The meeting included Rob Manfred, baseball's executive vice president for labor relations, senior vice president Frank Coonelly and Howard Ganz, an outside lawyer.

Giambi brought along agent Arn Tellem, lawyer Brian O'Neill and Weiner, who represented the players' association.

Tellem and Manfred declined to discuss the meeting.

Management and players did not agree to ban steroids until late 2002. Testing with penalties did not begin until 2004 and penalties for a first offense didn't start until 2005.

An agreement was reached before the 2006 season to also ban amphetamines. An initial positive test subjects a player to counseling and up to six additional tests over the next year, and a second positive test leads to a 25-game suspension.

Gene Orza, the union's chief operating officer, said baseball officials could not confirm or deny the News report because they don't want the absence of a denial in any drug-testing case to be interpreted as a confirmation.

Names of players who test positive for amphetamines for the first time are not made public. The only other player linked to a positive amphetamine test has been Barry Bonds. When the Daily News reported in January that Bonds had tested positive, Bonds issued a statement that neither confirmed nor denied he did.

"I'm upset at the fact how we found out about Barry Bonds' positive test and now Jason's," Yankees center fielder Johnny Damon said. "It doesn't seem like the guidelines of the drug testing [are] being done correctly when anybody can go around and leak something that we don't know if it's true or not and we're not supposed to know until they get in trouble for the second time."

Giambi has been a figure in baseball's drug controversy for several years.
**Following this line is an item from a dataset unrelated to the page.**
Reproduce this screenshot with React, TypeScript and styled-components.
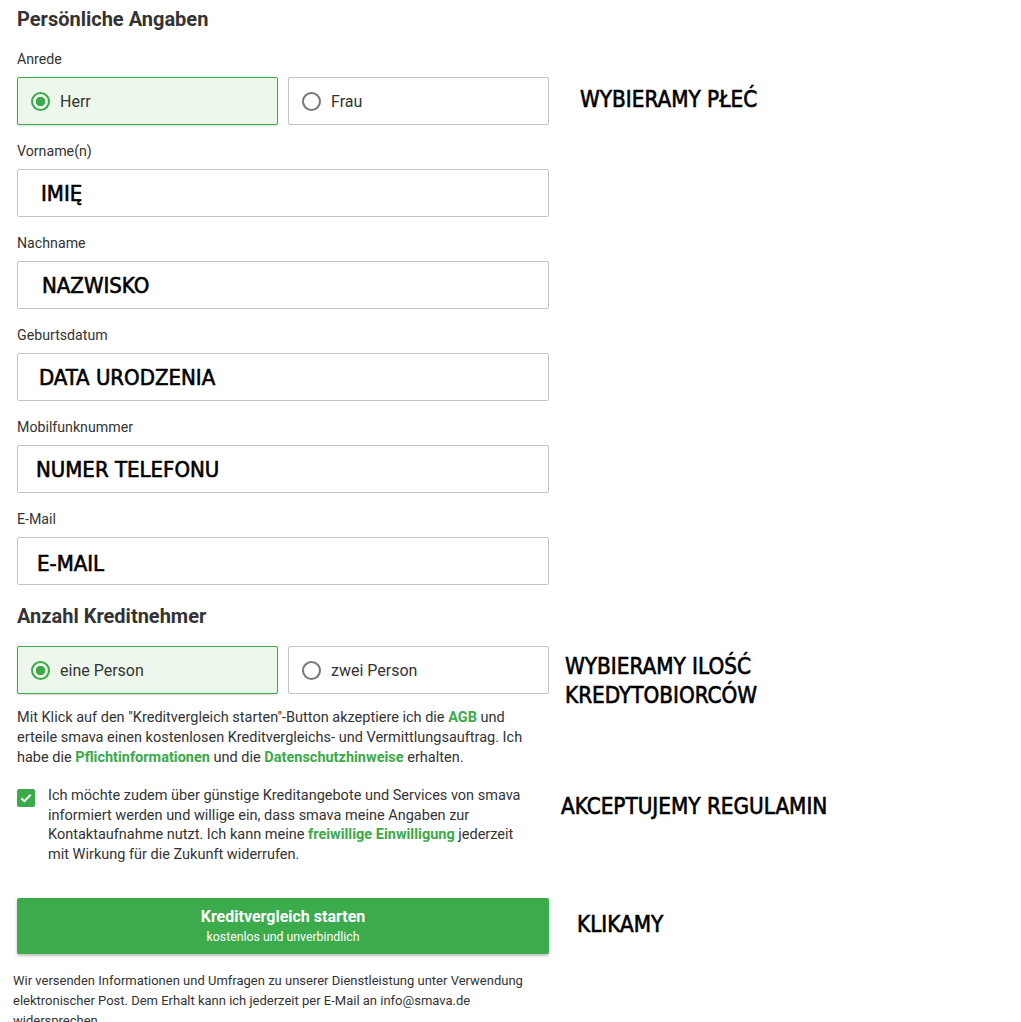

He told a federal grand jury in 2003 that he used steroids during the 2001-2003 seasons and Human Growth Hormone in 2003, the San Francisco Chronicle reported in 2004.

Giambi made a general apology before spring training in 2005 but didn't specify what he was apologizing for. The New York Yankees' designated hitter then was quoted in USA Today last Friday as saying:

"I was wrong for doing that stuff. What we should have done a long time ago was stand up -- players, ownership, everybody -- and said: 'We made a mistake.' We should have apologized back then and made sure we had a rule in place and gone forward. ... Steroids and all of that was a part of history. But it was a topic that everybody wanted to avoid. Nobody wanted to talk about it."

In his comments to USA Today, Giambi was quoted as saying: "I'm probably tested more than anybody else. I'm not hiding anything."

While it would be difficult for baseball to penalize Giambi for using steroids before the 2002 drug agreement, any admission of use in 2003 would be a gray area. Baseball had survey testing without penalties that year -- the union is fighting government efforts to link tests with names -- and any attempt to discipline players for that year likely would wind up before an arbitrator.

Hall of Famer Frank Robinson took issue with one of Giambi's comments, saying the Yankees first baseman should speak for himself.

"If Jason wants to confess, then he should come out and say: 'I'm guilty. I apologize. I apologize to baseball. I apologize to all the fans that have supported me and supported baseball over the years. And I will clean up my act and promise you I will not do anything like this again,"' Robinson said during an interview on ESPN. "He should not drag others into [it], because when he says baseball, that includes everybody in baseball."

Before the Yankees played Boston on Tuesday night, Giambi was asked about a report in the New York Post that the Los Angeles Angels had interest in acquiring him. Giambi has a full no-trade clause.

"This is all news to me. I'm a Yankee," he said. "It's kind of fun to read. I never asked for it."

Giambi, who has been hobbled by a bone spur in his left heel, was hitting .268 with six home runs and 19 RBIs as of Wednesday.

The Associated Press contributed to this report.